The Governors Highway Safety Association and the Insurance Institute for Highway Safety plan to work with the National Road Safety Foundation to support a state-based speed-management pilot program via one or more grant awards in 2020.
The reason: More than 9,000 fatalities in 2018, or 26 percent of all crash deaths, were speed-related according to data recently released by the National Highway Traffic Safety Administration. High speeds increase the likelihood of a crash because it takes a driver longer to stop or slow down, IIHS noted, and also make collisions more deadly because crash energy increases exponentially as speeds go up.
“Our three organizations are teaming up because we need to rethink how we address speeding,” GHSA Executive Director Jonathan Adkins said in a statement.
“We will be taking different approaches like engineering, enforcement, and community engagement and breaking them out of their silos to more effectively target speeding and ultimately change the prevalent culture around this dangerous driving behavior,” he added.

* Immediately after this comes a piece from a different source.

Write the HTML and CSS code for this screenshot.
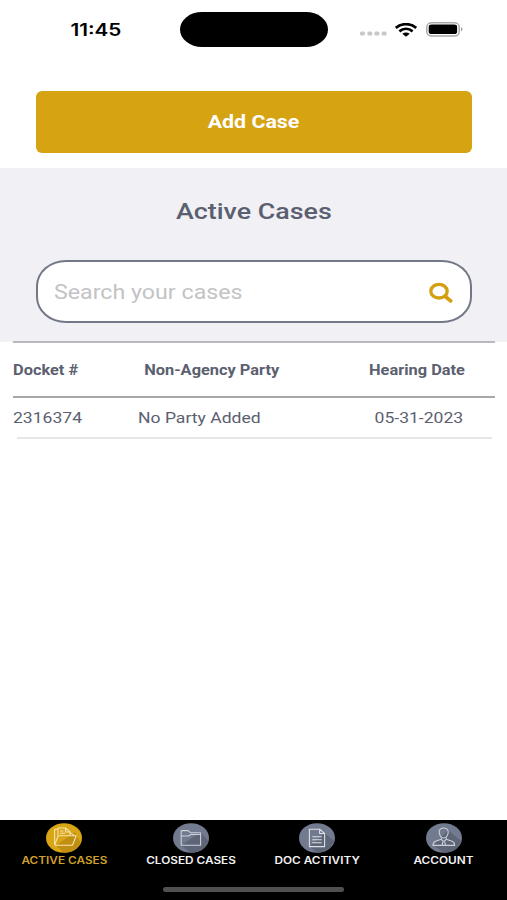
FILE: index.html
```
<!DOCTYPE html>
<html lang="en">
<head>
    <meta charset="UTF-8">
    <meta name="viewport" content="width=device-width, initial-scale=1.0">
    <title>Active Cases</title>
    <link rel="stylesheet" href="styles.css">
</head>
<body>
    <!-- Phone status bar -->
    <div class="status-bar">
        <div class="time"><span class="wide">11:45</span></div>
        <div class="island"></div>
        <div class="status-icons">
            <svg class="signal" width="27" height="5" viewBox="0 0 27 5">
                <g fill="#c8c8c8">
                    <rect x="0" y="0.5" width="5" height="4" rx="1.5"/>
                    <rect x="7.3" y="0.5" width="5" height="4" rx="1.5"/>
                    <rect x="14.4" y="0.5" width="5" height="4" rx="1.5"/>
                    <rect x="21.6" y="0.5" width="5" height="4" rx="1.5"/>
                </g>
            </svg>
            <svg class="wifi" width="22" height="14" viewBox="0 0 22 14">
                <g fill="none" stroke="#000" stroke-width="2.7">
                    <path d="M0.8 4.9C6.7 -0.1 15.3 -0.1 21.2 4.9"/>
                    <path d="M4.4 8.4C8.4 5 13.6 5 17.6 8.4"/>
                </g>
                <path d="M7.3 10.7C9.5 9 12.5 9 14.7 10.7L11 13.8Z" fill="#000"/>
            </svg>
            <svg class="battery" width="37" height="15" viewBox="0 0 37 15">
                <rect x="0.8" y="0.8" width="32.4" height="13.2" rx="5" ry="4" fill="#fff" stroke="#a9a9a9" stroke-width="1.5"/>
                <rect x="2.7" y="2.5" width="28.4" height="9.6" rx="3" ry="2.4" fill="#000"/>
                <path d="M35 5.3C37 6 37 8.6 35 9.3Z" fill="#999"/>
            </svg>
        </div>
    </div>

    <div class="add-case">
        <button class="add-button"><span class="wide">Add Case</span></button>
    </div>

    <!-- Title and search -->
    <div class="search-section">
        <h1><span class="wide">Active Cases</span></h1>
        <div class="search-box">
            <span class="wide placeholder">Search your cases</span>
            <svg width="25" height="21" viewBox="0 0 25 21">
                <ellipse cx="11" cy="9.2" rx="8.2" ry="6.8" fill="none" stroke="#d4a012" stroke-width="3.3"/>
                <path d="M17 14.2L22.6 18.9" fill="none" stroke="#d4a012" stroke-width="3.8" stroke-linecap="round"/>
            </svg>
        </div>
    </div>

    <!-- Cases table -->
    <div class="cases">
        <div class="row head">
            <div class="docket"><span class="wide">Docket #</span></div>
            <div class="party"><span class="wide">Non-Agency Party</span></div>
            <div class="date"><span class="wide">Hearing Date</span></div>
        </div>
        <div class="row">
            <div class="docket"><span class="wide">2316374</span></div>
            <div class="party"><span class="wide">No Party Added</span></div>
            <div class="date"><span class="wide">05-31-2023</span></div>
        </div>
        <div class="divider"></div>
    </div>

    <!-- Bottom tabs -->
    <footer>
        <nav>
            <a class="tab active">
                <svg width="36" height="30" viewBox="0 0 36 30">
                    <ellipse cx="18" cy="15" rx="18" ry="14.8" fill="#d9a514"/>
                    <path d="M10 22.5L28.5 9L34.6 19.5C31 27 25 29.5 18 29.8Z" fill="#c08e10"/>
                    <g fill="none" stroke="#f6e3b0" stroke-width="1.1" stroke-linejoin="round">
                        <path d="M8.6 22V6.2H12V12.5M12 12V5H19.5L24 8.8V12.3M19.5 5V9H24M14 8H17.5M14 10.3H19"/>
                        <path d="M8.6 22L12.2 12.7H30.2L26.5 22.2H8.6M24 9.6L28.2 12.4"/>
                    </g>
                </svg>
                <span class="wide">ACTIVE CASES</span>
            </a>
            <a class="tab">
                <svg width="36" height="30" viewBox="0 0 36 30">
                    <ellipse cx="18" cy="15" rx="18" ry="14.8" fill="#717a8e"/>
                    <path d="M8 22.4L27.5 9L35.2 18C32 27 25 29.5 18 29.8Z" fill="#5d6577"/>
                    <path d="M8.2 22.3V7.6H15.2L17.4 9.7H27.6V22.3ZM8.2 13H15.7L17.8 11.5H27.6" fill="none" stroke="#ccd0da" stroke-width="1.1" stroke-linejoin="round"/>
                </svg>
                <span class="wide">CLOSED CASES</span>
            </a>
            <a class="tab">
                <svg width="36" height="30" viewBox="0 0 36 30">
                    <ellipse cx="18" cy="15" rx="18" ry="14.8" fill="#717a8e"/>
                    <path d="M10.5 23.5L25.5 10L35 18C32 27 25 29.5 18 29.8Z" fill="#5d6577"/>
                    <g fill="none" stroke="#dcdfe6" stroke-width="1.1" stroke-linejoin="round">
                        <path d="M10.4 6.2H20.6L25.6 10.5V23.6H10.4ZM20.6 6.2V10.5H25.6"/>
                        <path d="M13.3 13.8H22.7M13.3 16.8H22.7M13.3 19.8H22.7"/>
                    </g>
                </svg>
                <span class="wide">DOC ACTIVITY</span>
            </a>
            <a class="tab">
                <svg width="36" height="30" viewBox="0 0 36 30">
                    <ellipse cx="18" cy="15" rx="18" ry="14.8" fill="#717a8e"/>
                    <path d="M7.5 22.5L22 7L35 18C32 27 25 29.5 18 29.8Z" fill="#5d6577"/>
                    <g fill="none" stroke="#ccd0da" stroke-width="1.1" stroke-linejoin="round">
                        <path d="M13.2 9C13.2 3.6 22.2 3.6 22.2 9C22.2 12.2 20.3 15 17.7 15C15.1 15 13.2 12.2 13.2 9Z"/>
                        <path d="M15.3 14.5V16.2L9.5 18.3C7.6 19 7 20.2 7 22.4H28.6C28.6 20.2 28 19 26.1 18.3L20.2 16.2V14.5"/>
                        <path d="M15.3 16.5L17.7 18.6L20.2 16.5M16.8 18.8L16.2 22.2M18.8 18.8L19.4 22.2"/>
                    </g>
                </svg>
                <span class="wide">ACCOUNT</span>
            </a>
        </nav>
        <div class="home-bar"></div>
    </footer>
</body>
</html>
```
FILE: styles.css
```
* {
    margin: 0;
    padding: 0;
    box-sizing: border-box;
}

body {
    display: flex;
    flex-direction: column;
    height: 900px;
    background-color: #fff;
    font-family: Roboto, sans-serif;
    color: #5b6070;
    overflow: hidden;
}

/* Extended lettering used for every label */
.wide {
    display: inline-block;
    white-space: nowrap;
    transform: scaleX(1.22);
}

.status-bar {
    display: flex;
    align-items: center;
    height: 59px;
}

.time {
    width: 180px;
    padding-left: 12px;
    text-align: center;
    font-family: Inter, sans-serif;
    font-size: 17px;
    font-weight: 600;
    color: #000;
}

.island {
    width: 148px;
    height: 35px;
    background-color: #000;
    border-radius: 22px / 17.5px;
}

.status-icons {
    display: flex;
    align-items: center;
    padding-left: 32px;
}

.signal {
    margin-top: 8px;
    margin-right: 8px;
}

.wifi {
    margin-right: 9px;
}

.battery {
    margin-top: -1px;
}

.add-case {
    height: 109px;
    padding: 32px 35px 0 36px;
}

.add-button {
    display: block;
    width: 100%;
    height: 62px;
    background-color: #d6a313;
    border: none;
    border-radius: 6px;
    color: #fff;
    font-family: inherit;
    font-size: 17.5px;
    font-weight: 700;
}

.search-section {
    height: 174px;
    padding: 30px 35px 0 36px;
    background-color: #f0f0f5;
}

h1 {
    height: 62px;
    text-align: center;
    font-size: 22px;
    font-weight: 500;
    line-height: 28px;
}

.search-box {
    display: flex;
    align-items: center;
    justify-content: space-between;
    height: 63px;
    padding: 1px 17px 0 16px;
    background-color: #fff;
    border: 2px solid #727886;
    border-radius: 30px / 26px;
}

.placeholder {
    padding-top: 1px;
    font-size: 19.5px;
    color: #c3c3c5;
    transform: scaleX(1.19);
    transform-origin: left;
}

.cases {
    flex: 1;
    margin-top: -1px;
    padding: 0 12px 0 13px;
}

.row {
    display: flex;
    align-items: center;
    height: 39px;
    padding-top: 1px;
    font-size: 15px;
}

.row .wide {
    transform: scaleX(1.17);
}

.head {
    height: 57px;
    border-top: 2px solid #b9b9bd;
    border-bottom: 2px solid #a8a8aa;
    font-size: 14px;
    font-weight: 700;
}

.docket {
    width: 125px;
}

.docket .wide,
.row:not(.head) .party .wide {
    transform-origin: left;
}

.party {
    width: 147px;
}

.head .party {
    padding-left: 1px;
    text-align: center;
}

.date {
    flex: 1;
    padding-left: 54px;
    text-align: center;
}

.row:not(.head) .date {
    padding-left: 58px;
}

.divider {
    height: 2px;
    margin: 0 3px 0 4px;
    background-color: #e6e6e6;
}

footer {
    height: 80px;
    background-color: #000;
}

nav {
    display: grid;
    grid-template-columns: repeat(4, 1fr);
    height: 68px;
    padding-top: 3px;
    padding-left: 1px;
}

.tab {
    display: flex;
    flex-direction: column;
    align-items: center;
    color: #f2f2f2;
    font-family: Inter, sans-serif;
    font-size: 10px;
    font-weight: 600;
    line-height: 15px;
}

.tab .wide {
    transform: scaleX(1.18);
}

.active {
    color: #d0a02a;
}

.home-bar {
    width: 181px;
    height: 5px;
    margin: -1px auto 0;
    background-color: #505050;
    border-radius: 3px;
}
```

State agencies will be eligible to compete for the grant by proposing an interdisciplinary, community-based program that combines proven and innovative countermeasures from the areas of engineering, high-visibility enforcement, communications, advocacy and policy, noted IIHS President David Harkey.
“The program aims to follow the example of the national Click It or Ticket program on seat belt enforcement. That program started as a successful pilot project in North Carolina and was eventually scaled up nationwide,” he noted.
Both IIHS and GHSA said this speed-management project grew out of an April 2019 national forum they hosted that brought together a diverse group of stakeholders to discuss ways to address the speed problem. Highway safety advocates, researchers, and local, state and federal officials spoke about how enforcement challenges, rising speed limits, and public acceptance of speeding have added new urgency to the problem.
“Speed has remained a leading fatal crash factor for decades and there is no way we will get to zero traffic deaths without prioritizing this persistent highway safety threat,” added Michelle Anderson, NRSF’s director of operations.
To provide states and communities with more details about the new grant program, GHSA and IIHS will host an informational webinar on Thursday, Nov. 14, from 2 p.m. to 3 ET.